The term "secular" inspires thinking about disenchantment, periodization, modernity, and subjectivity. The essays in
Sacred and Secular Transactions in the Age of Shakespeare argue that Shakespeare's plays present "secularization" not only as a historical narrative of progress but also as a hermeneutic process that unleashes complex and often problematic transactions between sacred and secular. These transactions shape ideas about everything from pastoral government and performative language to wonder and the spatial imagination.

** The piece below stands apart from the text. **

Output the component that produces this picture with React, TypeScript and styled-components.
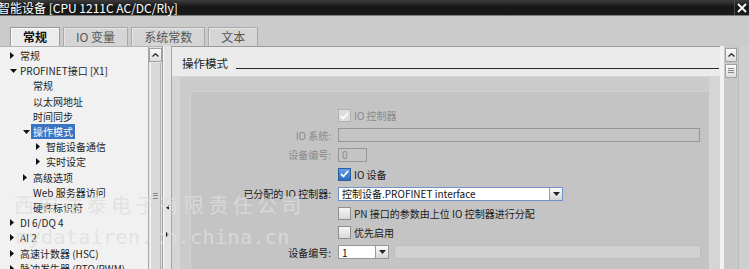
import styled, { createGlobalStyle } from "styled-components";

const GlobalStyle = createGlobalStyle`
  html, body {
    margin: 0;
    padding: 0;
    background: #cbcbcb;
    overflow: hidden;
  }
  body {
    font-family: "Noto Sans CJK SC", "Liberation Sans", sans-serif;
  }
`;

const Window = styled.div`
  position: relative;
  width: 749px;
  height: 269px;
  overflow: hidden;
  display: flex;
  flex-direction: column;
  background: #cbcbcb;
`;

const TitleBar = styled.div`
  height: 15px;
  flex: none;
  display: flex;
  align-items: center;
  background: linear-gradient(#3c3c3c, #171717 45%, #1b1b1b);
  border-bottom: 1px solid #808080;
  color: #fff;
`;

const Title = styled.div`
  flex: 1;
  margin-left: -2px;
  font-size: 12px;
  line-height: 15px;
  white-space: nowrap;
`;

const CloseBtn = styled.div`
  width: 14px;
  height: 15px;
  border-left: 1px solid #4c4c4c;
  display: flex;
  align-items: center;
  justify-content: center;
`;

const TabStrip = styled.div`
  height: 30px;
  flex: none;
  box-sizing: border-box;
  display: flex;
  align-items: flex-end;
  gap: 3px;
  padding-left: 10px;
`;

const Tab = styled.div<{ $active?: boolean }>`
  height: 19px;
  box-sizing: border-box;
  padding: 0 12px;
  display: flex;
  align-items: center;
  font-size: 12px;
  line-height: 16px;
  border: 1px solid ${(p) => (p.$active ? "#9a9a9a" : "#a9a9a9")};
  border-bottom: none;
  background: ${(p) => (p.$active ? "#ececec" : "#d5d5d5")};
  box-shadow: inset 1px 1px 0 ${(p) => (p.$active ? "#fafafa" : "#e6e6e6")};
  color: ${(p) => (p.$active ? "#111" : "#555")};
  font-weight: ${(p) => (p.$active ? 700 : 400)};
`;

const Body = styled.div`
  flex: 1;
  display: flex;
  min-height: 0;
`;

const TreePane = styled.div`
  width: 148px;
  flex: none;
  background: #f1f1f1;
  border-right: 1px solid #a8a8a8;
  border-top: 1px solid #b4b4b4;
  padding-top: 1px;
  overflow: hidden;
`;

const TreeRow = styled.div<{ $level: number }>`
  height: 15.2px;
  display: flex;
  align-items: center;
  padding-left: ${(p) => 7 + p.$level * 13}px;
  font-size: 10px;
  line-height: 13px;
  color: #1e1e1e;
  white-space: nowrap;
`;

const ArrowSlot = styled.div`
  width: 13px;
  flex: none;
  display: flex;
  align-items: center;
  padding-left: 3px;
  box-sizing: border-box;
`;

const TreeText = styled.span<{ $selected?: boolean }>`
  padding: 1px 2px;
  margin-left: -2px;
  background: ${(p) => (p.$selected ? "#3a74c2" : "transparent")};
  color: ${(p) => (p.$selected ? "#fff" : "inherit")};
`;

const TreeScroll = styled.div`
  width: 13px;
  flex: none;
  display: flex;
  flex-direction: column;
  background: #e3e3e3;
  border-right: 1px solid #9c9c9c;
  border-top: 1px solid #b4b4b4;
`;

const ScrollBtn = styled.div`
  height: 14px;
  flex: none;
  box-sizing: border-box;
  border: 1px solid #a2a2a2;
  background: linear-gradient(#fbfbfb, #dcdcdc);
  display: flex;
  align-items: center;
  justify-content: center;
  margin: 1px 0;
`;

const Thumb = styled.div`
  height: 270px;
  flex: none;
  margin: 0 1px;
  box-sizing: border-box;
  border-left: 1px solid #f6f6f6;
  border-right: 1px solid #b0b0b0;
  background: #d9d9d9;
  display: flex;
  justify-content: center;
  padding-top: 130px;
`;

const Grip = styled.div`
  width: 5px;
  height: 4px;
  border-top: 1px solid #888;
  border-bottom: 1px solid #888;
  position: relative;
  &::after {
    content: "";
    position: absolute;
    left: 0;
    right: 0;
    top: 1px;
    border-top: 1px solid #888;
  }
`;

const Splitter = styled.div`
  width: 7px;
  flex: none;
  display: flex;
  flex-direction: column;
  align-items: center;
  gap: 22px;
  padding-top: 159px;
  background: #e4e4e4;
  border-left: 1px solid #fafafa;
  border-right: 1px solid #a4a4a4;
`;

const Editor = styled.div`
  width: 548px;
  flex: none;
  display: flex;
  flex-direction: column;
`;

const EditorHeader = styled.div`
  height: 30px;
  flex: none;
  box-sizing: border-box;
  display: flex;
  align-items: flex-start;
  padding-left: 10px;
  background: #ebebeb;
  border-top: 1px solid #9a9a9a;
`;

const HeaderTitle = styled.div`
  margin-top: 8px;
  font-size: 11.5px;
  line-height: 16px;
  color: #222;
`;

const HeaderRule = styled.div`
  flex: 1;
  height: 1px;
  margin: 21px 1px 0 8px;
  background: #2a2a2a;
`;

const EditorBody = styled.div`
  flex: 1;
  display: flex;
  padding: 1px 11px 0 8px;
  background: #d5d5d5;
`;

const Area = styled.div`
  flex: 1;
  display: flex;
  padding: 14px 0 0 10px;
  background: #cbcbcb;
`;

const Group = styled.div`
  flex: 1;
  box-sizing: border-box;
  padding-top: 14px;
  background: #c4c4c4;
  border-top: 1px solid #d1d1d1;
  border-left: 1px solid #d1d1d1;
`;

const FormRow = styled.div`
  height: 19.5px;
  display: grid;
  grid-template-columns: 140px 1fr;
  column-gap: 7px;
  align-items: center;
  font-size: 10px;
  line-height: 13px;
`;

const Label = styled.div<{ $disabled?: boolean }>`
  text-align: right;
  white-space: nowrap;
  color: ${(p) => (p.$disabled ? "#8a8a8a" : "#1a1a1a")};
`;

const Field = styled.div`
  display: flex;
  align-items: center;
  gap: 3px;
  white-space: nowrap;
`;

const Box = styled.div<{ $checked?: boolean; $disabled?: boolean }>`
  width: 13px;
  height: 13px;
  box-sizing: border-box;
  flex: none;
  display: flex;
  align-items: center;
  justify-content: center;
  border: 1px solid
    ${(p) => (p.$checked && !p.$disabled ? "#2c5d9c" : p.$disabled ? "#b2b2b2" : "#8f8f8f")};
  background: ${(p) =>
    p.$checked && !p.$disabled
      ? "linear-gradient(#62a2e6, #2b6cc2)"
      : p.$disabled
        ? "#dcdcdc"
        : "linear-gradient(#f6f6f6, #d8d8d8)"};
`;

const FieldText = styled.span<{ $disabled?: boolean }>`
  color: ${(p) => (p.$disabled ? "#8a8a8a" : "#1a1a1a")};
`;

const Input = styled.div<{ $width: number; $white?: boolean; $blue?: boolean }>`
  width: ${(p) => p.$width}px;
  height: 14px;
  box-sizing: border-box;
  flex: none;
  display: flex;
  align-items: center;
  padding-left: 3px;
  border: 1px solid ${(p) => (p.$blue ? "#6f93c8" : "#969696")};
  background: ${(p) => (p.$white ? "#fff" : "transparent")};
  color: ${(p) => (p.$white ? "#111" : "#8a8a8a")};
  position: relative;
`;

const DropBtn = styled.div`
  position: absolute;
  right: 0;
  top: 0;
  bottom: 0;
  width: 12px;
  border-left: 1px solid #9a9a9a;
  background: linear-gradient(#fbfbfb, #d6d6d6);
  display: flex;
  align-items: center;
  justify-content: center;
`;

const LightBar = styled.div`
  width: 307px;
  height: 14px;
  margin-left: 2px;
  box-sizing: border-box;
  background: #d1d1d1;
  border: 1px solid #bdbdbd;
`;

const WhiteStrip = styled.div`
  width: 4px;
  flex: none;
  background: #f2f2f2;
`;

const RightScroll = styled.div`
  width: 15px;
  flex: none;
  box-sizing: border-box;
  padding: 1px 1px 0;
  background: #c8c8c8;
  border-right: 1px solid #bababa;
  display: flex;
  flex-direction: column;
`;

const Margin = styled.div`
  width: 10px;
  flex: none;
  background: #cfcfcf;
`;

const Watermark = styled.div<{ $top: number; $left: number; $size: number; $spacing: number; $mono?: boolean }>`
  position: absolute;
  top: ${(p) => p.$top}px;
  left: ${(p) => p.$left}px;
  font-size: ${(p) => p.$size}px;
  letter-spacing: ${(p) => p.$spacing}px;
  line-height: 1;
  font-family: ${(p) => (p.$mono ? '"DejaVu Sans Mono", monospace' : '"Noto Sans CJK SC", sans-serif')};
  color: rgba(222, 222, 222, 0.78);
  white-space: nowrap;
  pointer-events: none;
`;

const ArrowRight = () => (
  <svg width="4" height="7" viewBox="0 0 4 7">
    <polygon points="0,0 4,3.5 0,7" fill="#111" />
  </svg>
);

const ArrowDown = () => (
  <svg width="7" height="4" viewBox="0 0 7 4">
    <polygon points="0,0 7,0 3.5,4" fill="#111" />
  </svg>
);

const Chevron = () => (
  <svg width="7" height="4" viewBox="0 0 7 4">
    <polyline points="0.5,3.5 3.5,0.8 6.5,3.5" fill="none" stroke="#333" strokeWidth="1.4" />
  </svg>
);

const Tick = ({ color }: { color: string }) => (
  <svg width="9" height="8" viewBox="0 0 9 8">
    <polyline points="1,4 3.5,6.5 8,1" fill="none" stroke={color} strokeWidth="1.8" />
  </svg>
);

const DropArrow = () => (
  <svg width="7" height="4" viewBox="0 0 7 4">
    <polygon points="0,0 7,0 3.5,4" fill="#222" />
  </svg>
);

type TreeItem = { level: number; text: string; arrow?: "right" | "down"; selected?: boolean };

const tree: TreeItem[] = [
  { level: 0, arrow: "right", text: "常规" },
  { level: 0, arrow: "down", text: "PROFINET接口 [X1]" },
  { level: 1, text: "常规" },
  { level: 1, text: "以太网地址" },
  { level: 1, text: "时间同步" },
  { level: 1, arrow: "down", text: "操作模式", selected: true },
  { level: 2, arrow: "right", text: "智能设备通信" },
  { level: 2, arrow: "right", text: "实时设定" },
  { level: 1, arrow: "right", text: "高级选项" },
  { level: 1, text: "Web 服务器访问" },
  { level: 1, text: "硬件标识符" },
  { level: 0, arrow: "right", text: "DI 6/DQ 4" },
  { level: 0, arrow: "right", text: "AI 2" },
  { level: 0, arrow: "right", text: "高速计数器 (HSC)" },
  { level: 0, arrow: "right", text: "脉冲发生器 (PTO/PWM)" },
];

export default function App() {
  return (
    <Window>
      <GlobalStyle />
      <TitleBar>
        <Title>智能设备 [CPU 1211C AC/DC/Rly]</Title>
        <CloseBtn>
          <svg width="10" height="10" viewBox="0 0 10 10">
            <path d="M1 1 L9 9 M9 1 L1 9" stroke="#fff" strokeWidth="1.8" />
          </svg>
        </CloseBtn>
      </TitleBar>

      <TabStrip>
        <Tab $active>常规</Tab>
        <Tab>IO 变量</Tab>
        <Tab>系统常数</Tab>
        <Tab>文本</Tab>
      </TabStrip>

      <Body>
        <TreePane>
          {tree.map((item, i) => (
            <TreeRow key={i} $level={item.level}>
              <ArrowSlot>
                {item.arrow === "right" && <ArrowRight />}
                {item.arrow === "down" && <ArrowDown />}
              </ArrowSlot>
              <TreeText $selected={item.selected}>{item.text}</TreeText>
            </TreeRow>
          ))}
        </TreePane>

        <TreeScroll>
          <ScrollBtn>
            <Chevron />
          </ScrollBtn>
          <Thumb>
            <Grip />
          </Thumb>
        </TreeScroll>

        <Splitter>
          <svg width="3" height="5" viewBox="0 0 3 5">
            <polygon points="3,0 0,2.5 3,5" fill="#111" />
          </svg>
          <svg width="3" height="5" viewBox="0 0 3 5">
            <polygon points="0,0 3,2.5 0,5" fill="#111" />
          </svg>
        </Splitter>

        <Editor>
          <EditorHeader>
            <HeaderTitle>操作模式</HeaderTitle>
            <HeaderRule />
          </EditorHeader>
          <EditorBody>
            <Area>
              <Group>
                <FormRow>
                  <Label />
                  <Field>
                    <Box $checked $disabled>
                      <Tick color="#fff" />
                    </Box>
                    <FieldText $disabled>IO 控制器</FieldText>
                  </Field>
                </FormRow>
                <FormRow>
                  <Label $disabled>IO 系统:</Label>
                  <Field>
                    <Input $width={362} />
                  </Field>
                </FormRow>
                <FormRow>
                  <Label $disabled>设备编号:</Label>
                  <Field>
                    <Input $width={29}>0</Input>
                  </Field>
                </FormRow>
                <FormRow>
                  <Label />
                  <Field>
                    <Box $checked>
                      <Tick color="#fff" />
                    </Box>
                    <FieldText>IO 设备</FieldText>
                  </Field>
                </FormRow>
                <FormRow>
                  <Label>已分配的 IO 控制器:</Label>
                  <Field>
                    <Input $width={225} $white $blue>
                      控制设备.PROFINET interface
                      <DropBtn>
                        <DropArrow />
                      </DropBtn>
                    </Input>
                  </Field>
                </FormRow>
                <FormRow>
                  <Label />
                  <Field>
                    <Box />
                    <FieldText>PN 接口的参数由上位 IO 控制器进行分配</FieldText>
                  </Field>
                </FormRow>
                <FormRow>
                  <Label />
                  <Field>
                    <Box />
                    <FieldText>优先启用</FieldText>
                  </Field>
                </FormRow>
                <FormRow>
                  <Label>设备编号:</Label>
                  <Field>
                    <Input $width={51} $white>
                      1
                      <DropBtn>
                        <DropArrow />
                      </DropBtn>
                    </Input>
                    <LightBar />
                  </Field>
                </FormRow>
              </Group>
            </Area>
          </EditorBody>
        </Editor>

        <WhiteStrip />
        <RightScroll>
          <ScrollBtn>
            <Chevron />
          </ScrollBtn>
          <ScrollBtn>
            <svg width="6" height="6" viewBox="0 0 6 6">
              <path d="M0 0.5 H6 M0 2.5 H6 M0 4.5 H6" stroke="#888" strokeWidth="1" />
            </svg>
          </ScrollBtn>
        </RightScroll>
        <Margin />
      </Body>

      <Watermark $top={195} $left={14} $size={20} $spacing={4.3}>
        西安达泰电子有限责任公司
      </Watermark>
      <Watermark $top={227} $left={16} $size={20} $spacing={0.4} $mono>
        mydatairen.cn.china.cn
      </Watermark>
    </Window>
  );
}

Thinking about Shakespeare and secularization also involves thinking about how to interpret history and temporality in the contexts of Shakespeare's medieval past, the religious reformations of the sixteenth century, and the critical dispositions that define Shakespeare studies today. These essays reject a necessary opposition between "sacred" and "secular" and instead analyze how such categories intersect. In fresh analyses of plays ranging from
Hamlet and
The Tempest to
All's Well that Ends Well and
All Is True, secularization emerges as an interpretive act that explores the cultural protocols of representation within both Shakespeare's plays and the critical domains in which they are studied and taught.
The volume's diverse disciplinary perspectives and theoretical approaches shift our focus from literal religion and doctrinal issues to such aspects of early modern culture as theatrical performance, geography, race, architecture, music, and the visual arts.